One of the those writers was James Weldon Johnson, a civil rights activist from Jacksonville, Florida, and author of the poem, “Lift Ev’ry Voice and Sing,” today known as the “Negro National Anthem.”
Johnson believed that Black music was born through struggle, and in that process, became noble, beautiful, and deeply spiritual. In 1925, he published “The Book of American Negro Spirituals.” The book was intended not only as a celebration of spirituals and its unknown authors, but as a means of elevating Black music.
- James Weldon Johnson’s “The Book of American Negro Spirituals.” (Photo/Karen Carmody-McIntosh)
- “Listening for Blackness” at Andersen Library. (Photo/Karen Carmody-McIntosh)
Black music also caught the attention of scholars, including Henry Edward Krehbiel, an American music critic and musicologist. While much of the academic world focused on classical and romantic music in Europe, Krehbiel was also interested in American folk music.
In 1914 he published “Afro-American folksongs: a study in racial and national music,” one of the first music history books on African-American spirituals. Taking a scientific, music theory approach, Krehbiel analyzed common melodies and scales, meter and rhythm, and harmonies and variations, found in Black music.
But generally, white audiences viewed Black music as quaint and primitive. Dorothy Scarborough, who grew up near her grandfather’s plantation in Texas, took a more paternalistic attitude in her book, “On the Trail of Negro Folk-songs,” released in 1925.
The book is rife with white, Antebellum nostalgia, interlaced with racist assumptions about Black people, Cox said. Scarborough reminisces on songs from her youth, collected from white plantation owners and formerly enslaved people. For her, these songs represent how things should be: Black bodies working, singing, and happy.
Listening for Blackness
Cox started researching and curating the exhibit last summer, and it took around six months to complete. Working with Davu Seru, curator of the Givens Collection, has been “really excellent,” in part because Seru was once a Givens Fellow himself.

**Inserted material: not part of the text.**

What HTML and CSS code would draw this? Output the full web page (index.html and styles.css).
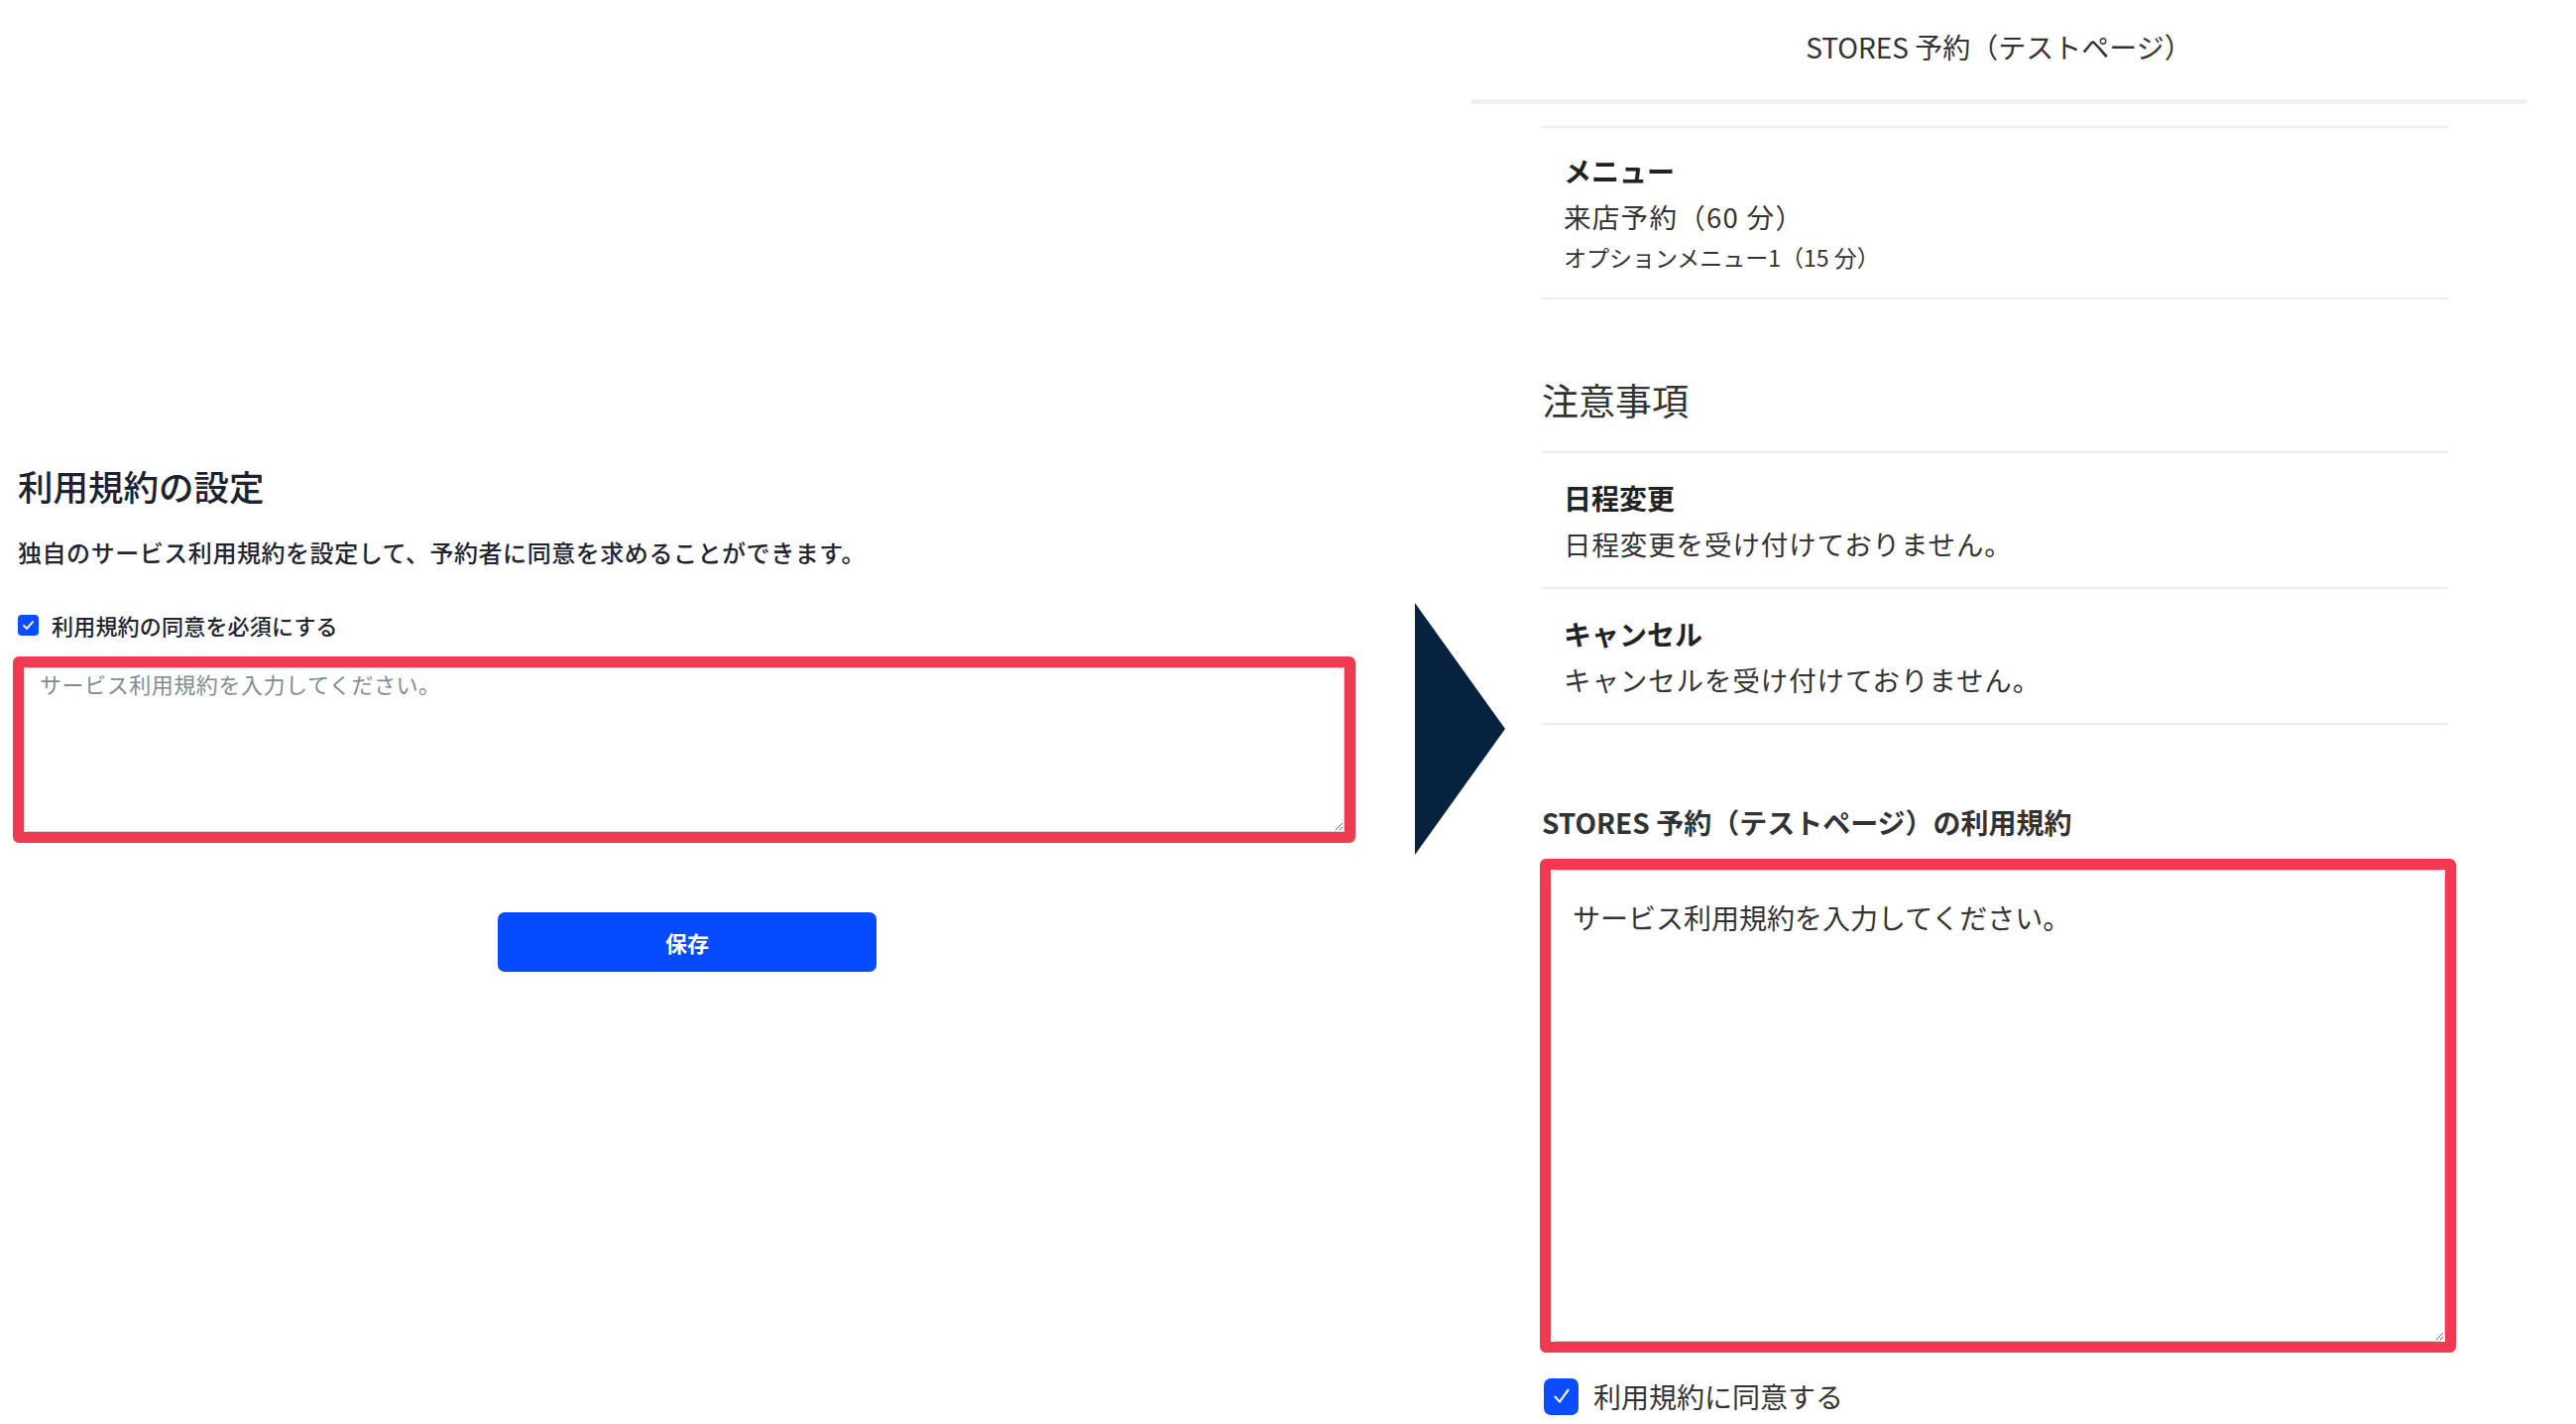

“It’s one of those experiences where I don’t know where else I would’ve been able to do that,” Cox said.
Seru is also a musician, which was not only helpful for digitizing and transcribing sheet music, but also for her dissertation research. He recommended books and peer-reviewed articles related to her work.
“It’s really, really fruitful, and just the space of the office is super collaborative and super generative,” she said.
Creating the exhibit also gave her ideas about how to present her research for classes and conferences in new ways.
“Getting to see what my research physically looks like in its rawest form was really, really fascinating,” Cox said. “I’d never organized my scholarship in that way … Seeing it all come together was so much fun.”
This is what it sounds like
One morning when she was young, Cox and her sister were woken up by her stepdad “to listen to some real music.” That’s when she heard “When Doves Cry,” from Prince’s chef d’oeuvre, “Purple Rain.”
In the opening track, “Let’s Go Crazy,” Prince stands solitary as a preacher, but by the eponymous track, his voice is one of many in the gospel choir. Here, Prince draws on decades of Black music, sung throughout the country as anthems of resilience and unity.
When visitors see “Listening for Blackness,” Cox hopes it’ll encourage people to pay attention to the history behind sound, and to question the things they hear, whether it’s commercials, movies and TV shows, radio and news broadcasts.
Sound is not an uncontested space, she said. It’s mediated by politics and history, it’s curated and crafted, especially when we don’t think much about it.
“What do we think when we hear how someone talks? And why do we have those assumptions? Where do they come from? What do they do for us, and how do we use them as well?” Cox said. “Think about the ways people prey on these assumptions of sound and utilize that to their benefit.”